**PROBLEM STATEMENT:** From the entries that follow, extract each line holding the string "this".

# Start of TASK DATA

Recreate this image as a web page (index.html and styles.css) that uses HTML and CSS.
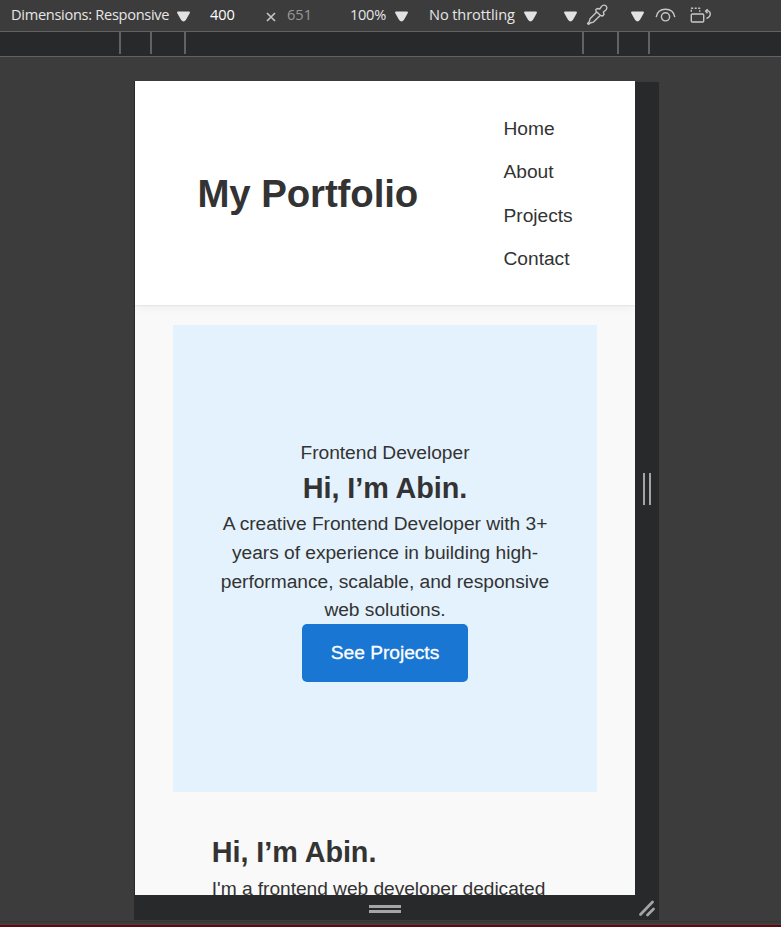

# End of TASK DATA
# Start of TASK DATA

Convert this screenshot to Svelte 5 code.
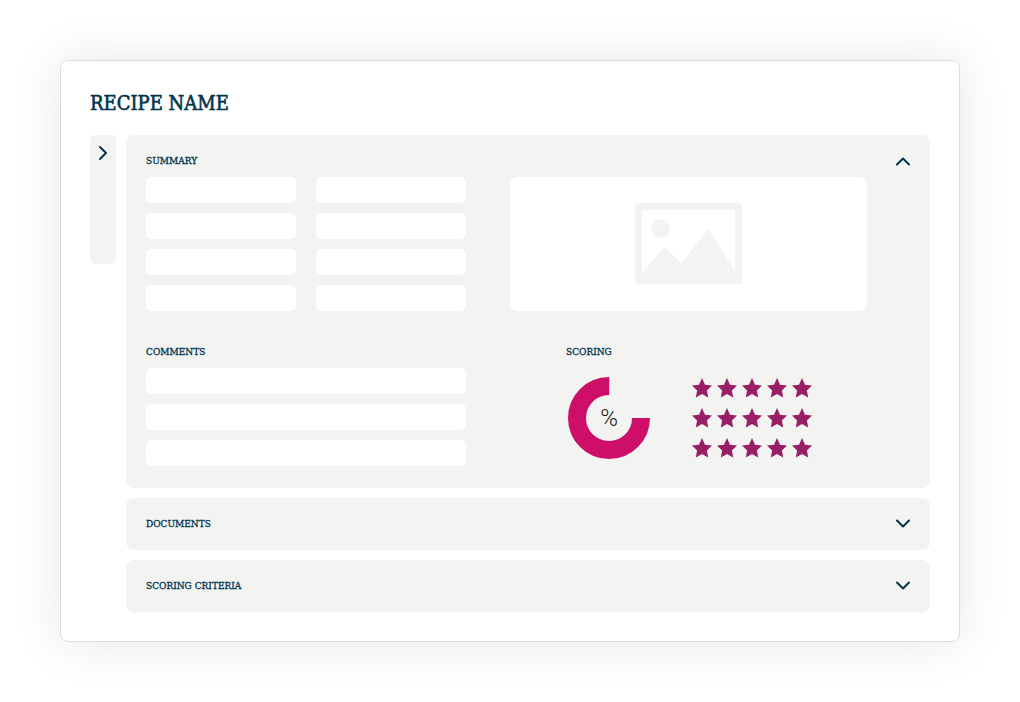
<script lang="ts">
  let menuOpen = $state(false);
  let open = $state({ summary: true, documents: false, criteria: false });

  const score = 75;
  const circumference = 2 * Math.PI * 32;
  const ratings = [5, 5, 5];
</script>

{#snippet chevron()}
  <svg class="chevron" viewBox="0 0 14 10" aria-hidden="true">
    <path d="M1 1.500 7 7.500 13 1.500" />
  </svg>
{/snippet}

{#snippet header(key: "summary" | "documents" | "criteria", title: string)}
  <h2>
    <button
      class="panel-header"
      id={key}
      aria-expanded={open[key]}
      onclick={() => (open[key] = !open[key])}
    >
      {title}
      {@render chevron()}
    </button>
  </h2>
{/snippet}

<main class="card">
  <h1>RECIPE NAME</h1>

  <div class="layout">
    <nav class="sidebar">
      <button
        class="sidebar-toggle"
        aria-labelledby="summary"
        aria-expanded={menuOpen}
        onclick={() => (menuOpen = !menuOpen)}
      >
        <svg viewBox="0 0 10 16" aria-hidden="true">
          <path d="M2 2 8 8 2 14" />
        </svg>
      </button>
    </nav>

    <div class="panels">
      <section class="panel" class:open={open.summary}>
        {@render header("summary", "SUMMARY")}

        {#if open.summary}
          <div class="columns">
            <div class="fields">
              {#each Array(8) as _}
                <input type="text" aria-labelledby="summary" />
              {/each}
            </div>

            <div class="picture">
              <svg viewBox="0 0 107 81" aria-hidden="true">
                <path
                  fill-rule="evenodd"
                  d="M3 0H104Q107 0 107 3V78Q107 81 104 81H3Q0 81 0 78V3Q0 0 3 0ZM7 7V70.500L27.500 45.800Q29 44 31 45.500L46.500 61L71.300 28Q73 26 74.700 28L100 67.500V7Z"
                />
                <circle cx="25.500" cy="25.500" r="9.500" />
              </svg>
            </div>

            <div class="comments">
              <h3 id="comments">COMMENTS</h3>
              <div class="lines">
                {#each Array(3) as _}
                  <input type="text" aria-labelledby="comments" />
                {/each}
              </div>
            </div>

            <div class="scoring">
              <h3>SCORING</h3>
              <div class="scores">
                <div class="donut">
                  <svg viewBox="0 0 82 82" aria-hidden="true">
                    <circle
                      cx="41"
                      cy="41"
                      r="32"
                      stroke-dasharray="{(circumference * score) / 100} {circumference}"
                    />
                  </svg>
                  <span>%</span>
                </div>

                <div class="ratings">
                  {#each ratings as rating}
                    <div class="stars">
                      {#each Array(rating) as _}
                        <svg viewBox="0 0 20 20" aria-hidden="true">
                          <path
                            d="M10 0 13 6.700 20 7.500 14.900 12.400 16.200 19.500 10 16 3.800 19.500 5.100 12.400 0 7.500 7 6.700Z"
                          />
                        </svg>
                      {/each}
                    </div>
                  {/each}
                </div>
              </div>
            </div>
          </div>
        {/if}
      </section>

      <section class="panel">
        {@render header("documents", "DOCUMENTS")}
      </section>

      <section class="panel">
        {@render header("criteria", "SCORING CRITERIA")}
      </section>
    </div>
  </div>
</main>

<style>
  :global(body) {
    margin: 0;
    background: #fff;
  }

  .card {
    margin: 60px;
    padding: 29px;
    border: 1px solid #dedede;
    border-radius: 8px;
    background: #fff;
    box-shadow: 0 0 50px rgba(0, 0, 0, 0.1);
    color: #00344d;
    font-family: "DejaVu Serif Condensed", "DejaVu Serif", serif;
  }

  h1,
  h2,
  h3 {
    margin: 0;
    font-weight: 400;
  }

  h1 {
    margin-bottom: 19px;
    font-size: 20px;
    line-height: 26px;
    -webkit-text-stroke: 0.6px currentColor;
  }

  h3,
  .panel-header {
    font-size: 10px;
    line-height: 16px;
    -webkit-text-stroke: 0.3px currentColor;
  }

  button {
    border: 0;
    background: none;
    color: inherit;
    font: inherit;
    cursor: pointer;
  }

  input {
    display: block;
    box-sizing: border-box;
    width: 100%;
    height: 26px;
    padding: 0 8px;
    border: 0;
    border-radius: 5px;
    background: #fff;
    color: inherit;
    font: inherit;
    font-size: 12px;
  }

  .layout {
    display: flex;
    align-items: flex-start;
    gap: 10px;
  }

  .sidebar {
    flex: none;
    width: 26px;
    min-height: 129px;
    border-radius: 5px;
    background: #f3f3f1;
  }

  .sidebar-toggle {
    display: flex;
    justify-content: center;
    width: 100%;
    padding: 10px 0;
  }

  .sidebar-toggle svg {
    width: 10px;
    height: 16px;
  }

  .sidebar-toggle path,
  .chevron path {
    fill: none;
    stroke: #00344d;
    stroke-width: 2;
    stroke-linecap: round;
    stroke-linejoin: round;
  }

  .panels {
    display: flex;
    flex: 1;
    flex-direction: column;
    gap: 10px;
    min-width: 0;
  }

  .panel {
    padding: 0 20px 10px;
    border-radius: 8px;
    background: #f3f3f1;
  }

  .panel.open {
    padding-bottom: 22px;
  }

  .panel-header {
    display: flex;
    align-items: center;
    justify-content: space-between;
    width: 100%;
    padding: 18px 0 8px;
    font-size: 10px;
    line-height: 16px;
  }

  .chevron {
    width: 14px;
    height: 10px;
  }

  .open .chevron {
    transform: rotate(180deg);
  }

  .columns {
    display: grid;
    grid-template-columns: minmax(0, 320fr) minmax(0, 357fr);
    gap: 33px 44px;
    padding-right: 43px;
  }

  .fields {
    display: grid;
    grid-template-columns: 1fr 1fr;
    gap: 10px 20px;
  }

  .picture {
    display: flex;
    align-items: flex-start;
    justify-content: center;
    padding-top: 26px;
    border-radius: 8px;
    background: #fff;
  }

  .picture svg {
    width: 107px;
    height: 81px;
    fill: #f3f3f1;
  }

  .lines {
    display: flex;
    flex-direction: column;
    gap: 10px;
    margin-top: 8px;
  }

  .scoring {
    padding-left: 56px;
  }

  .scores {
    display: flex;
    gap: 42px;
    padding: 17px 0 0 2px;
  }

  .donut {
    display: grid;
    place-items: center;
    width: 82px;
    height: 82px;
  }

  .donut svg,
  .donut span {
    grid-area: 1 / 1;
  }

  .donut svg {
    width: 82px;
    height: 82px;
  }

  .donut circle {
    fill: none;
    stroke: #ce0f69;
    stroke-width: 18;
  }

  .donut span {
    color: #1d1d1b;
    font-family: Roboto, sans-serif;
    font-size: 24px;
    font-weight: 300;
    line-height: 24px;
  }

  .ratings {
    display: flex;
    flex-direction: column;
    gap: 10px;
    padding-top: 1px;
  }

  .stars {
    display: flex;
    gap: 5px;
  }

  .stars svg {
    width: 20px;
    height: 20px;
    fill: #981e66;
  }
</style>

# End of TASK DATA

**CORRECT RESULT:**
Recreate this image as a web page (index.html and styles.css) that uses HTML and CSS.
Convert this screenshot to Svelte 5 code.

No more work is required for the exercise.